On any page that has auth actions, you can add a workflow triggered by An unhandled error occurs. Set the condition to check that the error code equals usedemail. This workflow fires precisely when a user tries to register with an email already in the Bubble database, and it fires before the browser alert appears.

Inside that workflow, you now have full control over what happens next.

Replacing the Alert with a Toast Notification

The most immediate improvement is swapping the browser alert for a toast notification. Toast notifications are small, non-blocking messages that appear briefly and disappear on their own, which is far less disruptive than a system dialogue that demands acknowledgment.

Bubble has several toast notification plugins available in the plugin directory. After installing one, add its element to the page (most require a page-level element to load the necessary scripts) and then trigger the notification from your unhandled error workflow. The message can say anything helpful, for example "An account with that email already exists. Please sign in instead."

Redirecting to the Login Page

Beyond the notification, the most useful thing you can do is send the user directly to where they need to be. Using Go to page within the same unhandled error workflow, navigate the user to your login page.
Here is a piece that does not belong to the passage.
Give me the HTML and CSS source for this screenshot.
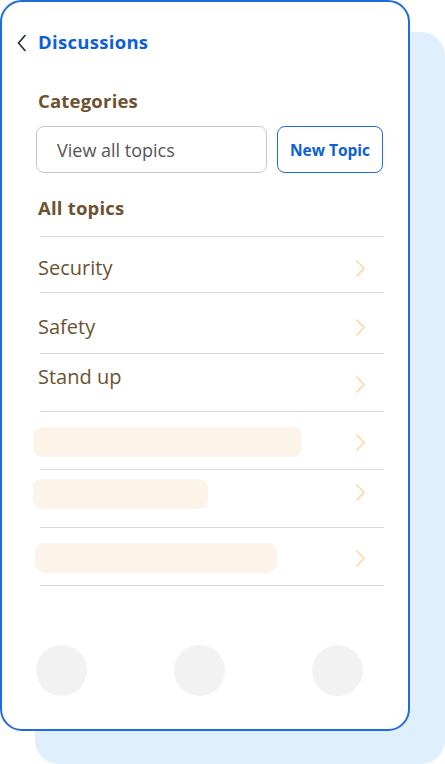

If your login and registration are on the same page controlled by URL parameters, pass the relevant parameter to switch the view automatically.

For apps where accounts are pre-created on behalf of users, for example team or organisation tools where managers set up accounts before staff first log in, this redirect becomes especially valuable. A user who lands on registration because they did not know they already had an account gets a seamless path to logging in rather than a confusing dead end.

Covering Other Auth Errors

The Languages section reveals just how many auth error states exist: wrong password, invalid email format, expired reset link, incorrect two-factor token, and more. Adding toast notifications for the most common ones, wrong password and password reset in particular, brings significant polish to any registration and login flow.

Each error code becomes an An unhandled error occurs workflow condition. The pattern is the same for all of them: detect the specific error code, show a contextually appropriate message, and if helpful, navigate the user to the right next step. Building this out systematically makes the entire auth experience feel intentional rather than like a default Bubble installation.